This is the mail archive of the
gcc@gcc.gnu.org
mailing list for the GCC project.
RE: Register allocation: caller-save vs spilling
- From: "Wilco Dijkstra" <wdijkstr at arm dot com>
- To: <vmakarov at redhat dot com>
- Cc: <gcc at gcc dot gnu dot org>
- Date: Thu, 4 Sep 2014 19:37:41 +0100
- Subject: RE: Register allocation: caller-save vs spilling
- Authentication-results: sourceware.org; auth=none
- References:
Hi Vlad,
I added you directly in case you hadn't spotted my original post.
A simple example for AArch64 trunk is as follows:
// Compile with: -O2 -fomit-frame-pointer -ffixed-d8 -ffixed-d9 -ffixed-d10 -ffixed-d11 -ffixed-d12
-ffixed-d13 -ffixed-d14 -ffixed-d15 -f(no-)caller-saves
void g(void);
float f(float x)
{
x += 3.0;
g();
x *= 3.0;
return x;
}
It seems that reload only ever considers rematerialization of spilled liveranges, not caller-saved
ones. That means the caller-save code should either reject constants outright or the memory spill
cost for these should always be lower than that of a caller-save (given memory_move_cost=4 and
register_move_cost=2 as commonly used by targets, anything that can be rematerialized should have
less than half the cost of being spilled or caller-saved).
Wilco
> -----Original Message-----
> From: Wilco Dijkstra [mailto:wdijkstr@arm.com]
> Sent: 27 August 2014 17:25
> To: 'gcc@gcc.gnu.org'
> Subject: Register allocation: caller-save vs spilling
>
> Hi,
>
> I'm investigating various register allocation inefficiencies. The first thing that stands out
> is that GCC both supports caller-saves as well as spilling. Spilling seems to spill all
> definitions and all uses of a liverange. This means you often end up with multiple reloads
> close together, while it would be more efficient to do a single load and then reuse the loaded
> value several times. Caller-save does better in that case, but it is inefficient in that it
> repeatedly stores registers across every call even if unchanged. If both were fixed to
> minimise the number of loads/stores I can't see how one could beat the other, so you'd no
> longer need both.
>
> Anyway due to the current implementation there are clearly cases where caller-save is best and
> cases where spilling is best. However I do not see it making the correct decision despite
> trying to account for the costs - some code is significantly faster with -fno-caller-saves,
> other code wins with -fcaller-saves. As an example, I see code like this on AArch64:
>
> ldr s4, .LC20
> fmul s0, s0, s4
> str s4, [x29, 104]
> bl f
> ldr s4, [x29, 104]
> fmul s0, s0, s4
>
> With -fno-caller-saves it spills and rematerializes the constant as you'd expect:
>
> ldr s1, .LC20
> fmul s0, s0, s1
> bl f
> ldr s5, .LC20
> fmul s0, s0, s5
>
> So given this, is the cost calculation correct and does it include rematerialization? The
> spill code understands how to rematerialize so it should take this into account in the costs.

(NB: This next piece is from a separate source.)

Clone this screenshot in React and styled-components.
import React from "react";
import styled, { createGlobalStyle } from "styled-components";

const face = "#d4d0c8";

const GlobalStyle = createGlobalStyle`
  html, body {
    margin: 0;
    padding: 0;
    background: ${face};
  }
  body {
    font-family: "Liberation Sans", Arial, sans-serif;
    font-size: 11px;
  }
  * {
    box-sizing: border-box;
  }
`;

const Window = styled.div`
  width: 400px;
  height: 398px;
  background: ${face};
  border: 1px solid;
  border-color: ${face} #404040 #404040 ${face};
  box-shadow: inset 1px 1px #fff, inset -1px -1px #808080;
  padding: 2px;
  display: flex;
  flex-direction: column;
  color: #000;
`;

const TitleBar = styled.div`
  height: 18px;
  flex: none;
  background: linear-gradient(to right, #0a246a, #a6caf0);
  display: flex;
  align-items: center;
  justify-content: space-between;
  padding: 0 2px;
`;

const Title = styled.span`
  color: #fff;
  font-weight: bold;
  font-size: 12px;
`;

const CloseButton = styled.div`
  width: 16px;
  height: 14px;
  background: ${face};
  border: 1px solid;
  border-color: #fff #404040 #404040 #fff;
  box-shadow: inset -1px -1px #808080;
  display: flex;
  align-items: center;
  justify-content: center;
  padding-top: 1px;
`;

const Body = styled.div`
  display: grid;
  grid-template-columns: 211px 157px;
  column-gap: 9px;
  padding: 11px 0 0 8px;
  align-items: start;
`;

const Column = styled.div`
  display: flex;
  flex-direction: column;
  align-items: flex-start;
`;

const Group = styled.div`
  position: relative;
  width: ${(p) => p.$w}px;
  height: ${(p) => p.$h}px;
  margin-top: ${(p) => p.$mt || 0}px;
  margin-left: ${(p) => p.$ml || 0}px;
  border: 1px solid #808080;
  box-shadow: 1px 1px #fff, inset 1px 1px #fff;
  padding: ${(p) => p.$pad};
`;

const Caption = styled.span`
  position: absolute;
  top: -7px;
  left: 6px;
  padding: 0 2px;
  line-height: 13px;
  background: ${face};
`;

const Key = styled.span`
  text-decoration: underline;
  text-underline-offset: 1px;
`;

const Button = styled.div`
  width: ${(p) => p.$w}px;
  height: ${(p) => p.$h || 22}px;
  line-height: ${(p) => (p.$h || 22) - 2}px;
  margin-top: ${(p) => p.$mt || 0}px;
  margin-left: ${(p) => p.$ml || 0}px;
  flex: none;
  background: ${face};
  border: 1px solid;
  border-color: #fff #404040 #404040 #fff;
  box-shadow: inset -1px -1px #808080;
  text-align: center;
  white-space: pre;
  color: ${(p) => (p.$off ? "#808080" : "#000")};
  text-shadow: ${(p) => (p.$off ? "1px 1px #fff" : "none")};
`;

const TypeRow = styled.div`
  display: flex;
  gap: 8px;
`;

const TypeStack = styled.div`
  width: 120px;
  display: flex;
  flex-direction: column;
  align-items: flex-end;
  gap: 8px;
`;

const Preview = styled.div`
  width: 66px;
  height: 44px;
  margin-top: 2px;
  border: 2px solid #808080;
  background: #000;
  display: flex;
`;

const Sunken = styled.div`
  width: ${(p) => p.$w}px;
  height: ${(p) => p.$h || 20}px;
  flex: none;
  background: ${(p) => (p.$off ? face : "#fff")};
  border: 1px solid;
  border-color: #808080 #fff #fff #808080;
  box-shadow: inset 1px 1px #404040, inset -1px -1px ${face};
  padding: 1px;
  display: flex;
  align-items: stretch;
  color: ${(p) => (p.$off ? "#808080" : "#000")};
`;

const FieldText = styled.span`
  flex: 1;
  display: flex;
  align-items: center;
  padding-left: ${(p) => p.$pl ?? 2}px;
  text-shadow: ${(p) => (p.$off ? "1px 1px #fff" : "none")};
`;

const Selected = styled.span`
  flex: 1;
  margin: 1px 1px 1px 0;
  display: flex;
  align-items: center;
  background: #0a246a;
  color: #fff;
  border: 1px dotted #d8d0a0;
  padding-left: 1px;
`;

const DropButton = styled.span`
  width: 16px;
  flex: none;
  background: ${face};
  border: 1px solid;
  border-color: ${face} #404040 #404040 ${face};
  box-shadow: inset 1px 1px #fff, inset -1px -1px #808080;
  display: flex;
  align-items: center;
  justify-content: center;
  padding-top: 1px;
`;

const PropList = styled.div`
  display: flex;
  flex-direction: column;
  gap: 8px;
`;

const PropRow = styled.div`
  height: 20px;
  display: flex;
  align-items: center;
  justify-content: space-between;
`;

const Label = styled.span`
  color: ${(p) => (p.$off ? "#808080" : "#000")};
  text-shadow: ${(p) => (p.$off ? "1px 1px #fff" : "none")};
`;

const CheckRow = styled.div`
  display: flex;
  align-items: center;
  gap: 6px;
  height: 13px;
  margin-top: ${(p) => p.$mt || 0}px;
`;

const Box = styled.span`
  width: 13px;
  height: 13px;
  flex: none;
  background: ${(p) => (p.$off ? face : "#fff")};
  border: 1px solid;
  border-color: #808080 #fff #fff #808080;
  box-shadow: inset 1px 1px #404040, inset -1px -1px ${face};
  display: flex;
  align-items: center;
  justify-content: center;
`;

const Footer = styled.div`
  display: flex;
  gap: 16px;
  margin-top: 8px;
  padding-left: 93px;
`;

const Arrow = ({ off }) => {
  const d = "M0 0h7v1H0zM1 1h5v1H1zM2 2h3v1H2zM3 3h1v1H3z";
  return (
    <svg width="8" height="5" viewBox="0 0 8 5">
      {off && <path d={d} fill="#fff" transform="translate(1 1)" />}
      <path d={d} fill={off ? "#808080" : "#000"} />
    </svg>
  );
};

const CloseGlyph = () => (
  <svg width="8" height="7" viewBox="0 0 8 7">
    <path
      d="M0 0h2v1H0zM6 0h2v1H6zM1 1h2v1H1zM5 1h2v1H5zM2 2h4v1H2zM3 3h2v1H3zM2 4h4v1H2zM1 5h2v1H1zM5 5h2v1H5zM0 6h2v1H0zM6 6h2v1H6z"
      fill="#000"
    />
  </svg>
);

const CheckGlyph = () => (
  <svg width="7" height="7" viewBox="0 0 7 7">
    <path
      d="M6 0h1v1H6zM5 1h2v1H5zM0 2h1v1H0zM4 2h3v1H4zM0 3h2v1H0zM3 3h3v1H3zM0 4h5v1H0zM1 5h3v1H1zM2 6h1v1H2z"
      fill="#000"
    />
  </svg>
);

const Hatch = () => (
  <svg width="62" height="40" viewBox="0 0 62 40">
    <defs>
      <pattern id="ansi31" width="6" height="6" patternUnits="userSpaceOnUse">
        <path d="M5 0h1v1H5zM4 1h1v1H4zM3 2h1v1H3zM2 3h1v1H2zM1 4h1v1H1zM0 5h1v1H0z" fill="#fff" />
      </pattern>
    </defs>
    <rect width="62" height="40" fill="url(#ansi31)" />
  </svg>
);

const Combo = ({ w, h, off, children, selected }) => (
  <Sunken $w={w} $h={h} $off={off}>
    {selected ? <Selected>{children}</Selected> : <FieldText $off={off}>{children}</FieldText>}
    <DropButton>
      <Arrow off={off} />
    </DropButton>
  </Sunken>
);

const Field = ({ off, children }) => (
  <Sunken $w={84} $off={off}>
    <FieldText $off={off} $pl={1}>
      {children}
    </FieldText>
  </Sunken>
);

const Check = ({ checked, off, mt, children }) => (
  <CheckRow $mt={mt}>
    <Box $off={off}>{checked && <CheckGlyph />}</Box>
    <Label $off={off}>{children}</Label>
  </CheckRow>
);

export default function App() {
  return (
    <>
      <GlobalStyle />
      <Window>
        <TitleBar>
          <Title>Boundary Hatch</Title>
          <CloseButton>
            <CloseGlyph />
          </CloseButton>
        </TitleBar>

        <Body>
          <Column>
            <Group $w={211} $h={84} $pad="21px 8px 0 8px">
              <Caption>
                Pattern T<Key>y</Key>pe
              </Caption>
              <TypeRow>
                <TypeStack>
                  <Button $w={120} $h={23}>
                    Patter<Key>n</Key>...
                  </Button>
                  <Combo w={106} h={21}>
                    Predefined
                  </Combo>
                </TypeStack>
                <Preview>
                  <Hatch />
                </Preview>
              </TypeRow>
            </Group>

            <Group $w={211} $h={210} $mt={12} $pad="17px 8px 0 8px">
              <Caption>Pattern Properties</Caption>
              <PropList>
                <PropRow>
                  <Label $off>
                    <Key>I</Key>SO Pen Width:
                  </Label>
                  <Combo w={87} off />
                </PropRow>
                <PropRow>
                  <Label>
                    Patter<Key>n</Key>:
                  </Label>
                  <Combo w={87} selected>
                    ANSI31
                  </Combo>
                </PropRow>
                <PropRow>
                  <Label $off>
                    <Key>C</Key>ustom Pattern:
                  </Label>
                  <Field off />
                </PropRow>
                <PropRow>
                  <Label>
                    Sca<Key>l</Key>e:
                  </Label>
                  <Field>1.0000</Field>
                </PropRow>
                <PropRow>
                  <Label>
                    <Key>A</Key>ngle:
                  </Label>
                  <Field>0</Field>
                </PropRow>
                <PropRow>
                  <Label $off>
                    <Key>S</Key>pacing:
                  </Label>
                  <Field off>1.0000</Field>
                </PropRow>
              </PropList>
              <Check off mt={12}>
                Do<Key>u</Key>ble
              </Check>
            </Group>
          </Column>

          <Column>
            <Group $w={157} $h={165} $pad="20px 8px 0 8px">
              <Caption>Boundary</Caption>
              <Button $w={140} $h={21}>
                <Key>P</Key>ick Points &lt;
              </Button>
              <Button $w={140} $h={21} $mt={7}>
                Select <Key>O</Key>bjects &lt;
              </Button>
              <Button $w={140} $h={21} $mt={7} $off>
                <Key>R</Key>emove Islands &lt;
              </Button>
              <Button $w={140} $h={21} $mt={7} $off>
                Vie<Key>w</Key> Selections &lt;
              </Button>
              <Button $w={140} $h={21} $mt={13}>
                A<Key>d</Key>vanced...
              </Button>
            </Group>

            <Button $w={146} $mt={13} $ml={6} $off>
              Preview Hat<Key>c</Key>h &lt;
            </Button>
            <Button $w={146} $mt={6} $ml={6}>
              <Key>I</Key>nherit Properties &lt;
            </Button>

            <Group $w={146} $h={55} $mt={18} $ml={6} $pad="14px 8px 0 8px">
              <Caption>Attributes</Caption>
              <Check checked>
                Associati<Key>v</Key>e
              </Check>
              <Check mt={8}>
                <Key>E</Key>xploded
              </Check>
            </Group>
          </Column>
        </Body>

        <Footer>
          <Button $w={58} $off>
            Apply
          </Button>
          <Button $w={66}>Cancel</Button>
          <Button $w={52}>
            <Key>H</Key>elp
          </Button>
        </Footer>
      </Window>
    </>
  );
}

> I did find some code in ira-costs.c in scan_one_insn() that attempts something that looks like
> an adjustment for rematerialization but it doesn't appear to handle all cases (simple
> immediates, 2-instruction immediates, address-constants, non-aliased loads such as literal
> pool and const data loads).
>
> Also the hook CALLER_SAVE_PROFITABLE appears to have disappeared - overall performance
> improves significantly if I add this (basically the default heuristic used on instruction
> frequencies):
>
> --- a/gcc/ira-costs.c
> +++ b/gcc/ira-costs.c
> @@ -2230,6 +2230,8 @@ ira_tune_allocno_costs (void)
> * ALLOCNO_FREQ (a)
> * IRA_HARD_REGNO_ADD_COST_MULTIPLIER (regno) / 2);
> #endif
> + if (ALLOCNO_FREQ (a) < 4 * ALLOCNO_CALL_FREQ (a))
> + cost = INT_MAX;
> }
> if (INT_MAX - cost < reg_costs[j])
> reg_costs[j] = INT_MAX;
>
> If such a simple heuristic can beat the costs, they can't be quite right.
Note if (ALLOCNO_FREQ (a) < 2 * ALLOCNO_CALL_FREQ (a)) turns out to be best overall.
> Is there anyone who understands the cost calculations?
>
> Wilco